My grandmother never learned to drive a car. That was not an unusual situation during her lifetime, even though it is very unusual today. I never could figure out how women…or anyone for that matter…could get by these days without being able to drive, much less manage to raise nine kids and get them through all the stuff needed for their schooling without driving a car. Nevertheless, my grandmother did just that.
Since she didn’t ever drive, and counted on Grandpa for all the things that went with raising a family, I also found myself surprised when she said she was taking a trip to Ireland with her sisters. It wasn’t so much that traveling was so unusual for my grandmother, because my family had taken her places, as had Bob and I. I also know that there were other family members who had taken them traveling…so, while taking a trip wasn’t an unusual thing…taking a trip to Ireland seemed like taking a trip to the moon. It seemed so strange that Grandma and her sisters would be going so far away alone!!
The trip was to follow their roots. They planned to stay with family that lived there. It was the trip of a lifetime for my grandmother and while I felt nervous, I was so excited for her. She would see the green Irish hills, castles and ruins. She would see the coast of Ireland that I had heard was so beautiful, and most of all she could trace her roots back to there. I can’t think of a more exciting trip for my grandmother to get to take. What a wonderful treat for her!

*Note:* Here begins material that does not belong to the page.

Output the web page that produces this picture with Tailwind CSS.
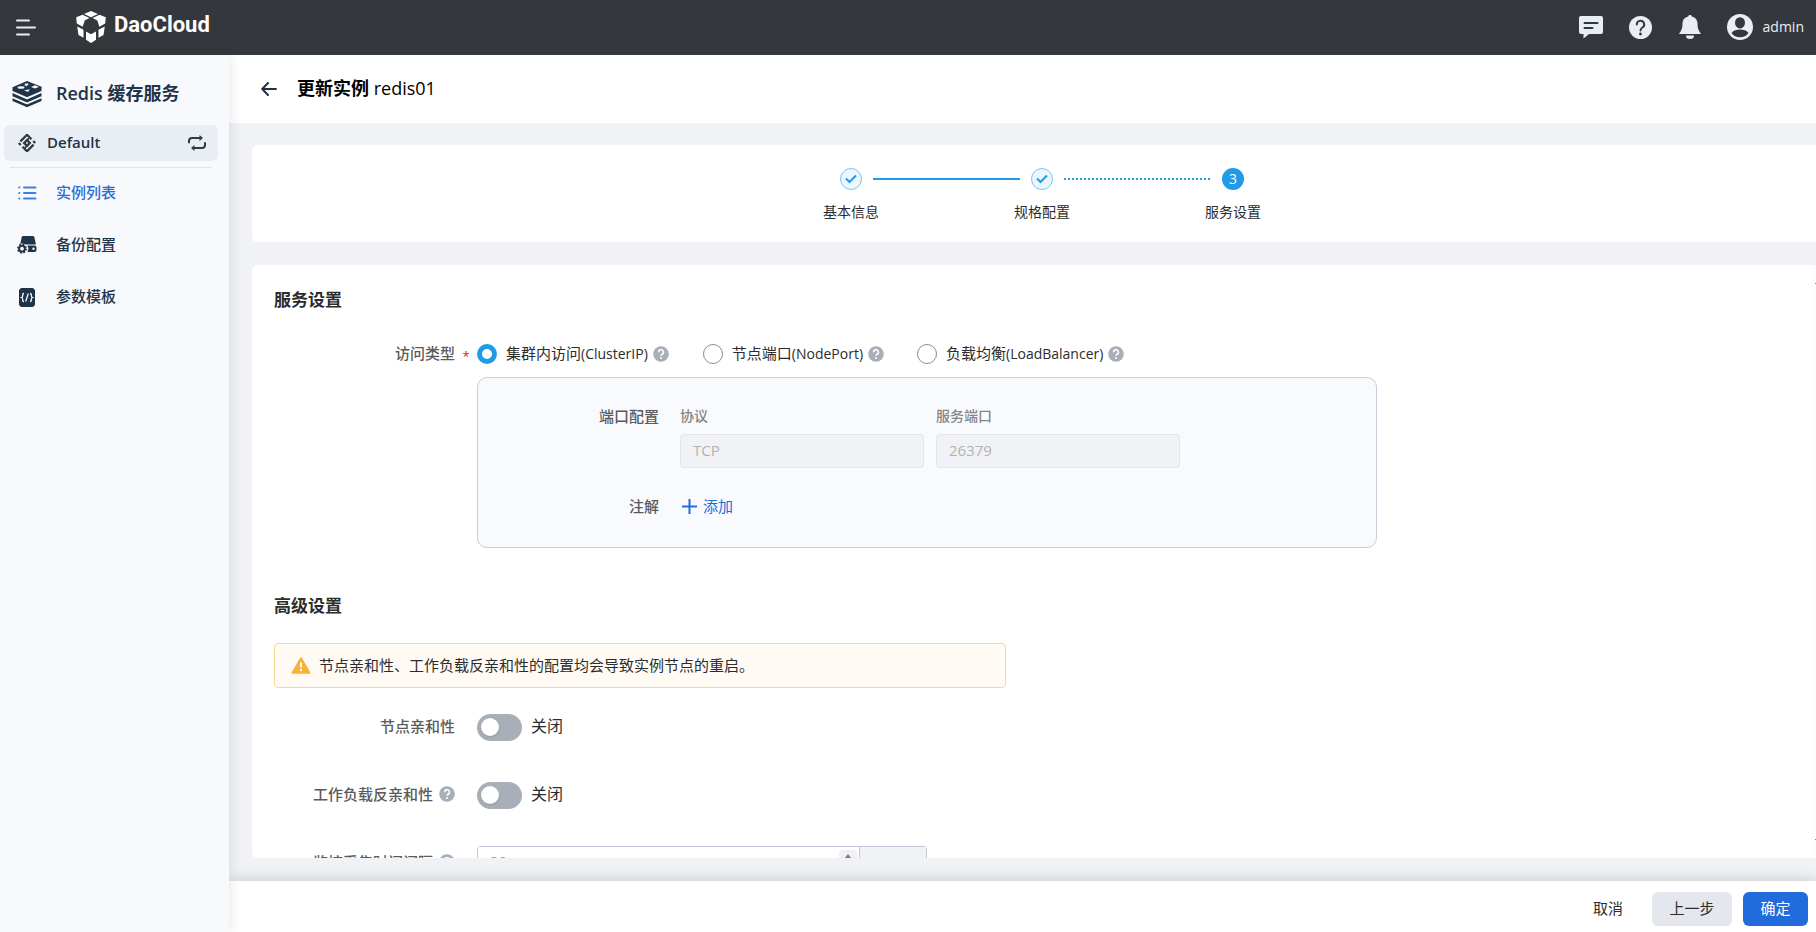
<!DOCTYPE html>
<html lang="zh-CN">
<head>
<meta charset="utf-8">
<title>更新实例 redis01</title>
<script src="https://cdn.jsdelivr.net/npm/@tailwindcss/browser@4"></script>
</head>
<body class="flex h-screen flex-col overflow-hidden bg-[#f1f2f6] font-['Open_Sans','Noto_Sans_CJK_SC',sans-serif] text-[15px] leading-5 text-[#2c2c2c]">
<svg class="hidden" aria-hidden="true">
  <symbol id="help" viewBox="0 0 16 16"><circle cx="8" cy="8" r="7.8" fill="#a9afb8"/><path d="M5.6 6.2a2.4 2.4 0 1 1 3.5 2.1c-.8.4-1.1.8-1.1 1.5" fill="none" stroke="#fff" stroke-width="1.6"/><circle cx="8" cy="12" r="1" fill="#fff"/></symbol>
</svg>

<header class="flex h-[55px] shrink-0 items-center bg-[#34373c] pr-3 pb-px pl-4 text-[#e9eef5]">
  <button type="button" aria-label="菜单" class="mr-10"><svg class="h-[17px] w-5" viewBox="0 0 20 17" stroke="currentColor" stroke-width="2" stroke-linecap="round"><path d="M1 1.500h12M1 8.500h18M1 15.500h12"/></svg></button>
  <a href="#" class="flex items-center gap-2 text-white">
    <svg class="h-8 w-[30px]" viewBox="0 0 30 32" fill="currentColor"><path d="M15 0l7 3-7 3.200L8 3zM6.500 3.800l7 3.200-4.800 2.600-2 6.200L.8 12.500.2 6.200zM23.500 3.800l-7 3.200 4.800 2.600 2 6.200 5.900-3.300.6-6.300zM1.200 15.500l6.300 3.300v8L2.500 24zM28.800 15.500l-6.300 3.300v8l5-2.800zM10 20.500l5 2.800 5-2.800v8.300L15 32l-5-3.200z"/></svg>
    <span class="pb-1 font-[Roboto] text-[22px] leading-7 font-bold">DaoCloud</span>
  </a>
  <div class="ml-auto flex items-center">
    <button type="button" aria-label="消息"><svg class="h-[23px] w-6" viewBox="0 0 24 23"><path d="M2 0h20a2 2 0 0 1 2 2v14a2 2 0 0 1-2 2H10l-5.500 4.500V18H2a2 2 0 0 1-2-2V2a2 2 0 0 1 2-2z" fill="currentColor"/><path d="M5.500 7h13M5.500 12h8" stroke="#34373c" stroke-width="2" stroke-linecap="round"/></svg></button>
    <button type="button" aria-label="帮助" class="ml-[26px]"><svg class="size-[23px]" viewBox="0 0 23 23"><circle cx="11.500" cy="11.500" r="11.500" fill="currentColor"/><path d="M7.800 8.500a3.700 3.600 0 1 1 5.600 3c-1.400.8-1.900 1.400-1.900 2.900" fill="none" stroke="#34373c" stroke-width="2" stroke-linecap="round"/><circle cx="11.500" cy="18" r="1.400" fill="#34373c"/></svg></button>
    <button type="button" aria-label="通知" class="ml-[27px]"><svg class="h-6 w-[22px]" viewBox="0 0 22 24" fill="currentColor"><path d="M11 0c1 0 1.700.6 1.800 1.400C16.500 2.300 18.500 5 18.500 8.500c0 5 1 6.500 3.500 10.500H0c2.500-4 3.500-5.500 3.500-10.500 0-3.500 2-6.200 5.700-7.100C9.300.6 10 0 11 0zM7 20.500h8a4 3.500 0 0 1-8 0z"/></svg></button>
    <button type="button" class="ml-[26px] flex items-center gap-[10px] text-[14px]"><svg class="size-[26px]" viewBox="0 0 26 26"><circle cx="13" cy="13" r="13" fill="currentColor"/><ellipse cx="13" cy="8.800" rx="5" ry="5.600" fill="#34373c"/><path d="M4.500 19c2-2.400 5-3.400 8.500-3.400s6.500 1 8.500 3.400A10.500 10.500 0 0 1 13 23.300 10.500 10.500 0 0 1 4.500 19z" fill="#34373c"/></svg><span>admin</span></button>
  </div>
</header>

<div class="flex min-h-0 flex-1">
  <aside class="z-10 w-[229px] shrink-0 bg-[#f7f9fd] text-[#1f3447] shadow-[2px_0_12px_rgba(0,0,0,0.09)]">
    <div class="flex h-[70px] items-center gap-[14px] pt-2 pl-3">
      <svg class="h-[26px] w-[30px]" viewBox="0 0 30 26"><g fill="currentColor"><path d="M15 0l14.500 5.700c.5.300.5.700 0 1V10L16 15.800c-.7.300-1.300.300-2 0L.5 10V6.300z"/><path d="M.5 12l13.500 5.900c.7.300 1.300.300 2 0L29.500 12v3.300L16 21c-.7.300-1.300.300-2 0L.5 15.300z"/><path d="M.5 17.200L14 23c.7.300 1.300.300 2 0l13.500-5.800v2.900L16 25.800c-.7.300-1.300.300-2 0L.5 20.100z"/></g><g fill="#f7f9fd"><path d="M13 2.200l1.600.6 1.600-.7-.4 1.300 1.700.6-2.200.3-.9 1.300-.8-1.200-2.200-.2 1.800-.7z"/><ellipse cx="9" cy="6.500" rx="3.500" ry="1.300"/><path d="M19 6l4-1.700 4 1.600-4 1.600zM12 9.200l6-1-2 2.700z"/></g></svg>
      <h1 class="pb-[2px] text-[18px] leading-6 font-semibold">Redis 缓存服务</h1>
    </div>
    <button type="button" class="mr-[11px] ml-1 flex h-9 w-[214px] items-center rounded-md bg-[#e9eef5] pr-3 pl-[14px] font-semibold">
      <svg class="size-[18px]" viewBox="0 0 18 18" fill="none" stroke="#333a42" stroke-width="2.300"><g transform="rotate(45 9 9)"><path d="M3.200 12.500V3.200h6.300M14.800 5.500v9.300H8.500M12 3.200h2.800M6 14.800H3.200"/><path d="M7 7h4v4H7z"/><path d="M7 7V4M11 11v3" stroke-width="1.800"/></g></svg>
      <span class="ml-[11px] pb-[2px]">Default</span>
      <svg class="ml-auto h-4 w-[18px]" viewBox="0 0 18 16" fill="none" stroke="#333a42" stroke-width="2" stroke-linecap="round" stroke-linejoin="round"><path d="M1 7.500V6a3 3 0 0 1 3-3h9M17 8v2a3 3 0 0 1-3 3H5"/><path d="M11.500 0v6L15 3zM6.500 10v6L3 13z" fill="#333a42" stroke="none"/></svg>
    </button>
    <hr class="mr-[17px] ml-[10px] mt-[6px] border-[#e0e3e9]">
    <nav class="font-medium text-[#1f3447]">
      <a href="#" class="flex h-[52px] items-center gap-[19px] pb-[2px] pl-[18px] text-[#2a6fd6]"><svg class="h-[14px] w-[19px]" viewBox="0 0 19 14" fill="none" stroke="#3f80e6" stroke-width="2" stroke-linecap="round"><path d="M6 1.500h11.500M6 7h11.500M6 12.500h11.500M1.200 1.500h.2M1.200 7h.2M1.200 12.500h.2"/></svg><span class="pb-[2px]">实例列表</span></a>
      <a href="#" class="flex h-[52px] items-center gap-[19px] pb-[2px] pl-[17px]"><svg class="h-[18px] w-5" viewBox="0 0 20 18"><path d="M6.500 0h9c1 0 1.500.5 1.800 1.300L19 8.500H3.200l1.500-7.200C5 .5 5.500 0 6.500 0z" fill="currentColor"/><path d="M10.500 9.500h7a2 2 0 0 1 2 2v2.500a2 2 0 0 1-2 2h-7l1-3.200z" fill="currentColor"/><circle cx="16.500" cy="12.700" r="1.200" fill="#f7f9fd"/><circle cx="5" cy="12.700" r="5.300" fill="#f7f9fd"/><circle cx="5" cy="12.700" r="2.900" fill="none" stroke="currentColor" stroke-width="2"/><circle cx="5" cy="12.700" r="4.200" fill="none" stroke="currentColor" stroke-width="1.600" stroke-dasharray="1.650 1.650"/></svg><span class="pb-[2px]">备份配置</span></a>
      <a href="#" class="flex h-[52px] items-center gap-[21px] pb-[2px] pl-[19px]"><svg class="h-[19px] w-4" viewBox="0 0 16 19"><path d="M2 0h12l2 2v15l-2 2H2l-2-2V2z" fill="currentColor"/><path d="M5 5.500c-1.500 0-1.300 1-1.300 2 0 1.200-.3 1.700-1.200 2 .9.300 1.200.8 1.200 2 0 1-.2 2 1.300 2M11 5.500c1.500 0 1.300 1 1.300 2 0 1.200.3 1.700 1.200 2-.9.300-1.200.8-1.200 2 0 1 .2 2-1.300 2M9.300 5.500l-2.600 8" fill="none" stroke="#f7f9fd" stroke-width="1.300"/></svg><span class="pb-[2px]">参数模板</span></a>
    </nav>
  </aside>

  <div class="flex min-w-0 flex-1 flex-col">
    <div class="flex h-[68px] shrink-0 items-center bg-white pl-8 text-black">
      <button type="button" aria-label="返回"><svg class="h-[14px] w-4" viewBox="0 0 16 14" fill="none" stroke="#1f3447" stroke-width="2" stroke-linecap="round" stroke-linejoin="round"><path d="M15 7H1.500M7 1L1.200 7 7 13"/></svg></button>
      <h2 class="ml-5 pb-[2px] text-[18px] leading-6 font-normal"><span class="font-bold">更新实例</span> redis01</h2>
    </div>

    <main class="flex min-h-0 flex-1 flex-col gap-[23px] pt-[22px] pb-[23px] pl-[23px]">
      <ol class="flex shrink-0 justify-center rounded-l-md bg-white pt-[23px] pb-5 pl-4 text-[14px]">
        <li class="flex w-[22px] flex-col items-center gap-3 whitespace-nowrap"><span class="flex size-[22px] items-center justify-center rounded-full border border-[#7cc4f0] bg-[#ebf6fe]"><svg class="size-3" viewBox="0 0 12 12" fill="none" stroke="#1f9be8" stroke-width="2"><path d="M1 5.500l3.500 3.500L11 2.500"/></svg></span>基本信息</li>
        <li aria-hidden="true" class="mx-[11px] mt-[10px] h-0 w-[147px] border-t-2 border-[#1f9be8]"></li>
        <li class="flex w-[22px] flex-col items-center gap-3 whitespace-nowrap"><span class="flex size-[22px] items-center justify-center rounded-full border border-[#7cc4f0] bg-[#ebf6fe]"><svg class="size-3" viewBox="0 0 12 12" fill="none" stroke="#1f9be8" stroke-width="2"><path d="M1 5.500l3.500 3.500L11 2.500"/></svg></span>规格配置</li>
        <li aria-hidden="true" class="mx-[11px] mt-[10px] h-[2px] w-[147px] bg-[repeating-linear-gradient(to_right,#1f9be8_0_2px,transparent_2px_4px)]"></li>
        <li class="flex w-[22px] flex-col items-center gap-3 whitespace-nowrap"><span class="flex size-[22px] items-center justify-center rounded-full bg-[#1f9be8] text-white">3</span>服务设置</li>
      </ol>

      <form class="flex min-h-0 flex-1 overflow-hidden rounded-l-md bg-white">
        <div class="min-w-0 flex-1 pt-6 pl-[22px]">
          <h3 class="text-[17px] leading-[22px] font-bold">服务设置</h3>

          <div class="mt-[26px] flex h-[34px] items-center">
            <span class="w-[181px] pb-[2px] text-right font-medium text-[#5b5b5b]">访问类型</span>
            <span class="w-[22px] pt-1 text-center text-[13px] text-[#e02020]">*</span>
            <label class="flex items-center"><input type="radio" name="access" checked class="mr-[9px] size-5 appearance-none rounded-full border border-[#888d95] checked:border-[5px] checked:border-[#1f9be8]"><span class="pb-px">集群内访问<span class="text-[14px]">(ClusterIP)</span></span></label>
            <svg class="ml-[5px] size-4"><use href="#help"/></svg>
            <label class="ml-[34px] flex items-center"><input type="radio" name="access" class="mr-[9px] size-5 appearance-none rounded-full border border-[#888d95] checked:border-[5px] checked:border-[#1f9be8]"><span class="pb-px">节点端口<span class="text-[14px]">(NodePort)</span></span></label>
            <svg class="ml-[5px] size-4"><use href="#help"/></svg>
            <label class="ml-[33px] flex items-center"><input type="radio" name="access" class="mr-[9px] size-5 appearance-none rounded-full border border-[#888d95] checked:border-[5px] checked:border-[#1f9be8]"><span class="pb-px">负载均衡<span class="text-[14px]">(LoadBalancer)</span></span></label>
            <svg class="ml-[5px] size-4"><use href="#help"/></svg>
          </div>

          <div class="mt-[6px] ml-[203px] max-w-[900px] rounded-[10px] border border-[#c9cdd7] bg-[#f9fafd] pt-7 pb-6">
            <div class="flex">
              <span class="mr-[21px] w-[181px] text-right font-medium text-[#5b5b5b]">端口配置</span>
              <div class="flex gap-3 text-[14px]">
                <label class="flex flex-col gap-2 font-medium text-[#858585]">协议<input type="text" value="TCP" disabled class="h-[34px] w-[244px] rounded-[3px] border border-[#e4e6ec] bg-[#f1f2f6] px-3 pb-[2px] text-[15px] font-normal text-[#b2b2b2]"></label>
                <label class="flex flex-col gap-2 font-medium text-[#858585]">服务端口<input type="text" value="26379" disabled class="h-[34px] w-[244px] rounded-[3px] border border-[#e4e6ec] bg-[#f1f2f6] px-3 pb-[2px] text-[15px] font-normal text-[#b2b2b2]"></label>
              </div>
            </div>
            <div class="mt-[21px] flex h-[34px] items-center">
              <span class="mr-[23px] w-[181px] text-right font-medium text-[#5b5b5b]">注解</span>
              <button type="button" class="flex items-center gap-[6px] text-[#226bdc]"><svg class="size-[15px]" viewBox="0 0 15 15" stroke="currentColor" stroke-width="2"><path d="M7.500 0v15M0 7.500h15"/></svg>添加</button>
            </div>
          </div>

          <h3 class="mt-[47px] text-[17px] leading-[22px] font-bold">高级设置</h3>
          <div role="alert" class="mt-[26px] flex h-[45px] max-w-[732px] items-center gap-2 rounded-[4px] border border-[#f8d88e] bg-[#fffbf4] pl-4">
            <svg class="h-[17px] w-5" viewBox="0 0 20 17"><path d="M10 1.200L18.500 15.700h-17z" fill="#f5b43a" stroke="#f5b43a" stroke-width="2" stroke-linejoin="round"/><path d="M10 5.500v5M10 12v2" stroke="#fff" stroke-width="2"/></svg>
            <span class="pb-[2px]">节点亲和性、工作负载反亲和性的配置均会导致实例节点的重启。</span>
          </div>

          <div class="mt-[22px] flex h-[34px] items-center">
            <label for="affinity" class="mr-[22px] w-[181px] pb-[2px] text-right font-medium text-[#5b5b5b]">节点亲和性</label>
            <input id="affinity" type="checkbox" role="switch" class="flex h-[27px] w-[45px] appearance-none items-center rounded-full bg-[#a9afb8] pl-1 before:size-[18px] before:rounded-full before:bg-white before:shadow-sm">
            <span class="ml-[9px] pb-[2px] text-[16px]">关闭</span>
          </div>
          <div class="mt-[34px] flex h-[34px] items-center">
            <span class="mr-[22px] flex w-[181px] items-center justify-end gap-[6px] pb-[2px] font-medium text-[#5b5b5b]"><label for="anti">工作负载反亲和性</label><svg class="size-4"><use href="#help"/></svg></span>
            <input id="anti" type="checkbox" role="switch" class="flex h-[27px] w-[45px] appearance-none items-center rounded-full bg-[#a9afb8] pl-1 before:size-[18px] before:rounded-full before:bg-white before:shadow-sm">
            <span class="ml-[9px] pb-[2px] text-[16px]">关闭</span>
          </div>
          <div class="mt-[34px] flex h-[34px] items-center">
            <span class="mr-[22px] flex w-[181px] items-center justify-end gap-[6px] pb-[2px] font-medium text-[#5b5b5b]"><label for="interval">监控采集时间间隔</label><svg class="size-4"><use href="#help"/></svg></span>
            <div class="flex h-[34px] w-[450px] rounded-[3px] border border-[#c5c7d6]">
              <input id="interval" type="text" value="30" class="min-w-0 flex-1 bg-white px-3 pb-1 text-[#a0a0a0]">
              <div class="mt-[3px] mr-[2px] flex h-[26px] w-[18px] flex-col gap-px text-[#7c828c]">
                <button type="button" aria-label="增加" class="flex flex-1 items-center justify-center rounded-[2px] bg-[#f1f2f6]"><svg class="h-[5px] w-2" viewBox="0 0 8 5" fill="currentColor"><path d="M4 0l4 5H0z"/></svg></button>
                <button type="button" aria-label="减少" class="flex flex-1 items-center justify-center rounded-[2px] bg-[#f1f2f6]"><svg class="h-[5px] w-2" viewBox="0 0 8 5" fill="currentColor"><path d="M4 5l4-5H0z"/></svg></button>
              </div>
              <span class="flex w-[67px] items-center justify-center border-l border-[#c5c7d6] bg-[#f1f2f6]">s</span>
            </div>
          </div>
        </div>
        <div aria-hidden="true" class="flex w-1 shrink-0 flex-col items-end justify-between bg-[#fcfcfc] py-[18px]"><span class="h-px w-px bg-[#858585]"></span><span class="h-px w-px bg-[#858585]"></span></div>
      </form>
    </main>

    <footer class="flex h-[51px] shrink-0 items-center justify-end bg-white pt-[5px] pr-2 shadow-[0_-2px_12px_rgba(0,0,0,0.15)]">
      <button type="button" class="mr-[29px] h-[34px] pb-[2px]">取消</button>
      <button type="button" class="mr-[11px] h-[34px] w-20 rounded-md bg-[#e4e7ee] pb-[2px]">上一步</button>
      <button type="button" class="h-[34px] w-[65px] rounded-md bg-[#226bdc] pb-[2px] text-white">确定</button>
    </footer>
  </div>
</div>
</body>
</html>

The trip was everything she had hoped it would be, and she returned to us different somehow. She was a world traveler now. She had been to distant shores and visited family and graves far away. I was so happy for her, and secretly hoped I’d be able to make such a trip some day. I imagined seeing castles and the ruins of castles. I wondered what stories I would hear of the past and those who lived in it. I am so happy that my grandmother had the opportunity to take such a trip. The chance to see new places, and meet new people…the chance to go in search of her roots.